The creation of the United Nations was both a symbolic and effective way of sending out a statement of intent. Since its inception, the UN has become a hub of international diplomacy where world leaders could converge and put out their message for all others. The UN has been a perfect stage for mediation and arbitration amongst countries. The UN may have at certain times failed at upholding its ultimate goal, but its failure can largely be attributed to the hypocritic participation by member countries.
The primary reason for diplomacy to exist has always been: to foster and maintain better relations. When talking specifically about diplomacy between two countries the primary ambition has been: ‘representing a state’s interests and conducting negotiations or discussions designed to identify common interests as well as areas of disagreement between the parties, for the purpose of achieving the state’s goals and avoiding conflict‘. Negotiation leading to the finding of common interest amongst countries has been a penchant for modern-day diplomacy.
The other major function that involves diplomacy, as discussed in the introduction, is the furtherance of social, economical, political and cultural interests. It is easily understandable that apart from the avoidance of conflict and preventive diplomacy, fostering relations in the arena of social, economical, political and cultural is equally important. Economic diplomacy has resulted in the expansion of businesses between countries which has finally led to profitable economic upliftment for the countries involved. Economic diplomacy has also enabled smaller countries to negotiate and in fact fulfil certain business-oriented aspirations with developed countries.
However, the ultimate fact remains that no bond is stronger between countries than the furtherance of a common political motive. Post World War 2, both the US and the United Kingdom renewed their political-diplomatic relations with the aim of exterminating Communism in Europe and in America. This particular politically motivated goal and the imminent threat that they perceived to their dispensation put them together like a strong adhesive towards a common interest. The earliest diplomatic relations (post World War II) between them was evidence of such interests.
Allied Aspects of Diplomacy
Diplomatic Immunity The concept of diplomatic immunity, which simply means no harm, has to be inflicted upon the envoy of a country who is residing in another country is considered sacred. It is no secret that in certain conditions diplomatic missions had to face situations unbecoming of what it actually should have been.
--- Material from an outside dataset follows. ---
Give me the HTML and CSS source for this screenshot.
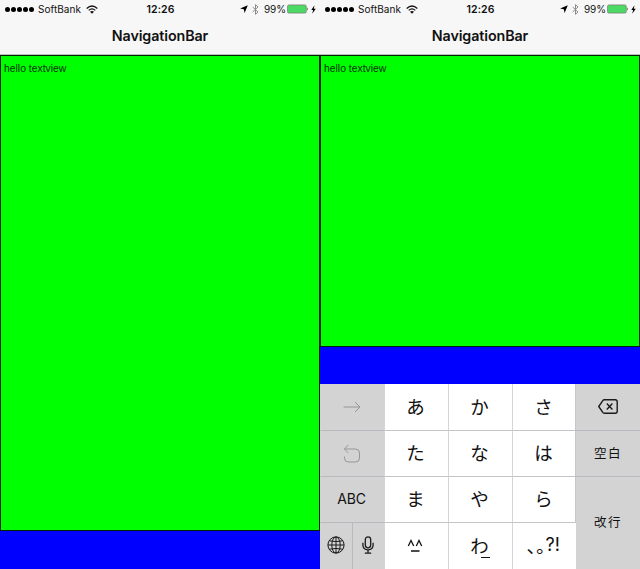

A typical example of this could be the 1979-1981 hostage crisis in Tehran, Iran of US diplomats. The 1961 Vienna Convention on Diplomatic Relations laid basic principles on diplomatic immunity and prevented persecution of diplomats on foreign soil. Diplomats who committed a crime in another country were supposed to be sent back home and tried under domestic laws for their actions. Diplomatic immunity also allows diplomats certain other privileges such as no-frisk situations while travelling on official duty.
Espionage Diplomacy has always been and will always be closely associated with espionage or spying. There have been numerous incidents when spies under the guise of diplomats are given official desk positions in order to understand and unearth certain military or political schemes of specific interest to other countries. Spying is legally a serious crime under the law of various countries. The punishment could be as mild as being deported back home or as serious being executed. All diplomatic privileges are subject to abuse. When the sending State invokes immunity for espionage, an act outside of official functions, it is taking unique advantage of its diplomatic protection. It has abused the privileges and immunities recognized by the law of nations and the receiving State, with attendant repercussions on the international plane.
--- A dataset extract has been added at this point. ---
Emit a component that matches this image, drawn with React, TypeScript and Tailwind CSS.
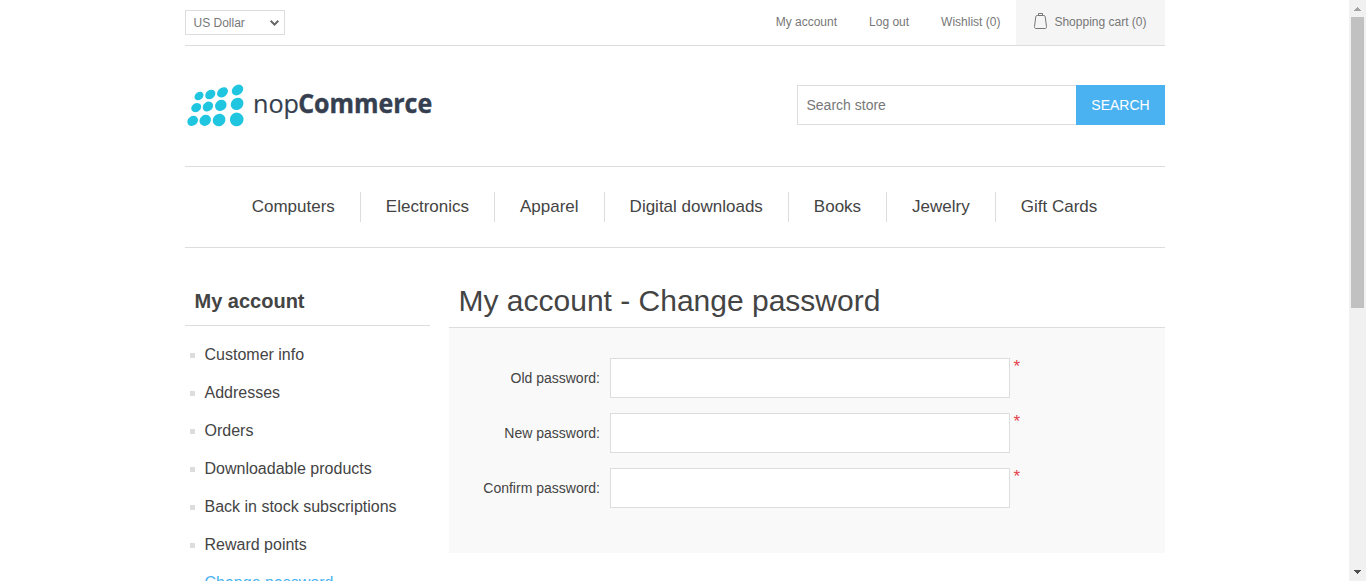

Sir Henry Wotton, a late sixteenth-century English diplomat, said that ‘an ambassador is an honest man sent to lie abroad for the good of his country.‘ This statement, however humorous, could be both true and to a certain degree, incorrect. The paramount criteria for diplomats and for diplomacy to work is honesty between the countries. However, in order to invoke certain deals and in order to reach a mutual understanding over an area of common interest, it must be understood that diplomacy is not always honest. It is at times fallacious in order to the continued maintenance of peace and prevention conflict. However important the areas of social, economic or cultural may seem towards relations between countries, the ultimate goal remains that of prevention of war and conflict between countries. Because in the end, peace is what it aspires to achieve.